What Do Pro Bono Requirements Mean for Law Students?

August 29, 2017

One of our most significant roles as lawyers is to serve our communities in meaningful ways, often by providing “pro bono” services to those in need. Pro bono is short for pro bono publico, and generally means “for the public good.” The goal is to help meet the continued need for a more accessible legal system by providing free legal services to those who could not otherwise afford it.


Pro bono is so integral to the profession that it is often characterized as an ethical responsibility and many state bar associations and employers either require or strongly encourage their lawyers to earn a certain number of hours per year.

So what does this mean for law students and future law school applicants? To prepare students for their future roles, most law schools encourage them to earn pro bono hours, and a growing number now include pro bono as a graduation requirement.

Pro bono benefits everyone involved. As a future lawyer and leader in your community, here’s what you can expect.

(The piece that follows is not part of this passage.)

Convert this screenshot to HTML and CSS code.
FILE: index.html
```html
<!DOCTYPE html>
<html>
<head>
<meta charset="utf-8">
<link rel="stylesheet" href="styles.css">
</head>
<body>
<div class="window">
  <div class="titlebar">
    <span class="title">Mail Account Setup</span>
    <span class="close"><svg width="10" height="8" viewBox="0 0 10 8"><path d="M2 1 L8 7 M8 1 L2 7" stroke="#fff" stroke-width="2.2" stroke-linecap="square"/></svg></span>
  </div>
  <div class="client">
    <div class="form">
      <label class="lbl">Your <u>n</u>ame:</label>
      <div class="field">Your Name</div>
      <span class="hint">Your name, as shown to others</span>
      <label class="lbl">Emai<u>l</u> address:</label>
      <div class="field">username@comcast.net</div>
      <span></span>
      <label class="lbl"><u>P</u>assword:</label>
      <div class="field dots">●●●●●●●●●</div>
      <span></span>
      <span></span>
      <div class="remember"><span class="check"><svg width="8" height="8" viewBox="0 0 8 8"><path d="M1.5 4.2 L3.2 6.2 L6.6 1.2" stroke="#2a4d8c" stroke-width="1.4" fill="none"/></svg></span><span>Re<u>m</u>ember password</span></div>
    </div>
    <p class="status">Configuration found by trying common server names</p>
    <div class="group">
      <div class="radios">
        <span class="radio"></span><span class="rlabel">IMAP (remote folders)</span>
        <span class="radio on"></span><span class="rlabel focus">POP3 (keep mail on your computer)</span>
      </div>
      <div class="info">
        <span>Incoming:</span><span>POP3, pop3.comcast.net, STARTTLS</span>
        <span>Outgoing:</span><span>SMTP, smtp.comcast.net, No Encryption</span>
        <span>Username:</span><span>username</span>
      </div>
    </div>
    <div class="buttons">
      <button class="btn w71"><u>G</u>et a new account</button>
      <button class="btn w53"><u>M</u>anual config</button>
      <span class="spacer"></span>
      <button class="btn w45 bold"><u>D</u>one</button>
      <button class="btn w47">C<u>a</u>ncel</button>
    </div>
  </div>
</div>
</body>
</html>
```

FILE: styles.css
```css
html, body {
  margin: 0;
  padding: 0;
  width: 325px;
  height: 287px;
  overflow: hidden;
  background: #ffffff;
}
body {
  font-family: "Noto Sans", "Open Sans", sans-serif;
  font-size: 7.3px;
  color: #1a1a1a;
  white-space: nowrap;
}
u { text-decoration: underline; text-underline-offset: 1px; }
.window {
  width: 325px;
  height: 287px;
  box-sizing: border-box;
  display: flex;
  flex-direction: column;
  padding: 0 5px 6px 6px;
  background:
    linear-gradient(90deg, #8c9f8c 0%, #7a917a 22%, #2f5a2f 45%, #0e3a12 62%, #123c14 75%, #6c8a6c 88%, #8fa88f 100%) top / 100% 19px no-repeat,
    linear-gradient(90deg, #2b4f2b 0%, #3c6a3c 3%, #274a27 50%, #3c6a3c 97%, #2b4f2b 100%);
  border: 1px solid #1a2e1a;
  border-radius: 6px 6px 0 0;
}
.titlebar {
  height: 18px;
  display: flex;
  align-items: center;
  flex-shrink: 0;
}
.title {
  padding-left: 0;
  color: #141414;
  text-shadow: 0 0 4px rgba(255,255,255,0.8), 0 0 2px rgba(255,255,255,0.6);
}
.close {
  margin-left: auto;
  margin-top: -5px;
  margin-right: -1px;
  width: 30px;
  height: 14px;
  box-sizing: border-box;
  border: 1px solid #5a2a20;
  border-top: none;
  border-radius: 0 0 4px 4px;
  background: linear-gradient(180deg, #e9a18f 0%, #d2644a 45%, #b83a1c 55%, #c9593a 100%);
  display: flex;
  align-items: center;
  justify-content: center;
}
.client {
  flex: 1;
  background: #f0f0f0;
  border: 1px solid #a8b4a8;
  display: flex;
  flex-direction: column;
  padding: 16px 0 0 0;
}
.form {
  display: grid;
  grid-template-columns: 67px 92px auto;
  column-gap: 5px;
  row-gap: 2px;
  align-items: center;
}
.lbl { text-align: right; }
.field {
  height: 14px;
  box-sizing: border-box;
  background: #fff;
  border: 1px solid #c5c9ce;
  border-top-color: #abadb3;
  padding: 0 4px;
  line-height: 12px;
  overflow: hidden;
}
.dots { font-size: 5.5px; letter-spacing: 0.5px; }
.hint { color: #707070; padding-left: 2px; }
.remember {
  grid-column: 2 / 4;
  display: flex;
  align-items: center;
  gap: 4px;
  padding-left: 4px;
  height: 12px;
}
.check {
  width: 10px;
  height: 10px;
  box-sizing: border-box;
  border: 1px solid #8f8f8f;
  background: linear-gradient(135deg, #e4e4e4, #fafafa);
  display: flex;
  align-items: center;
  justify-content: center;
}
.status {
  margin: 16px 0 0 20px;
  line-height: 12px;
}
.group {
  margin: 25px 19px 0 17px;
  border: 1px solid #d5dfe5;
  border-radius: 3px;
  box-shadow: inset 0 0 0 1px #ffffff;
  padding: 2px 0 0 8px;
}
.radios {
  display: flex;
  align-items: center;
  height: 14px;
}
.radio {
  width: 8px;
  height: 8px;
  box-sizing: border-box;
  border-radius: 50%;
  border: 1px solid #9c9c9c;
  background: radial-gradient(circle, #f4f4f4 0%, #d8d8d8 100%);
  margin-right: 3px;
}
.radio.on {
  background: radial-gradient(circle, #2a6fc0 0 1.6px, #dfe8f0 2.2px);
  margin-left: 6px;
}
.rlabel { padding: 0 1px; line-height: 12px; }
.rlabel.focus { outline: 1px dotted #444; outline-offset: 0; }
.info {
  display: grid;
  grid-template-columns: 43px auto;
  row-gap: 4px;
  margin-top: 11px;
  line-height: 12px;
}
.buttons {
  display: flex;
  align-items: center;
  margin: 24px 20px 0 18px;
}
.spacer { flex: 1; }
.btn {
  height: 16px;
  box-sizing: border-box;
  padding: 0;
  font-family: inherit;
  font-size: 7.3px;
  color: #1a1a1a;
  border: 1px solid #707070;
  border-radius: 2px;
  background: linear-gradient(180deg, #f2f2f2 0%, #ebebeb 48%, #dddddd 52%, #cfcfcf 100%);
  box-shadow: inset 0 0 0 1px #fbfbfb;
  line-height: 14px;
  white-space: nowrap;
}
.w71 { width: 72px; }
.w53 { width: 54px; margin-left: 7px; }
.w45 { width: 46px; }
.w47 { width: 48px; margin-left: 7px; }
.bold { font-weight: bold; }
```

What are the benefits of pro bono?

The overwhelming benefits of pro bono can impact everyone involved — not just the client, but also the attorneys and any law students assisting with the effort. For law students and future law school applicants, pro bono is an excellent opportunity to:

  • Achieve personal growth
  • Meaningfully impact your community
  • Explore your career interests and other practice areas
  • Gain hands-on legal experience and sharpen your skills
  • Network and seek mentoring opportunities

How do law students participate in pro bono?

Even though law students are not licensed to practice law, they are still able to assist supervising attorneys with pro bono cases.

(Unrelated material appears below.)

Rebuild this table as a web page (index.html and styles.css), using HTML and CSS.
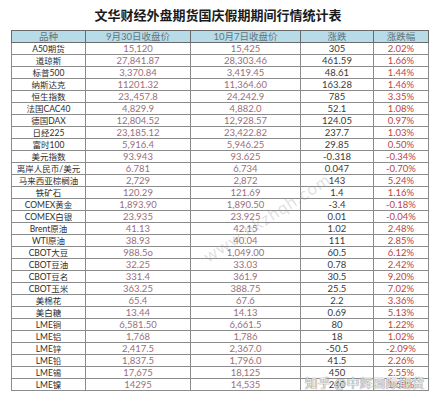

To find pro bono opportunities, law students can use programs provided through their law schools or they can reach out to individual attorneys, law firms and various nonprofits, including legal aid organizations. Students often assist with a variety of services, including legal research and writing, interacting with clients, or assisting with a court hearing or throughout an entire case.

If you are a future law school applicant, you are encouraged to develop a commitment to community service in whatever area you are passionate about. Whether it’s volunteering with a legal organization, an animal shelter or another charity of your choosing, you can start now as you prepare to join a profession that has such a meaningful impact on lives and entire communities.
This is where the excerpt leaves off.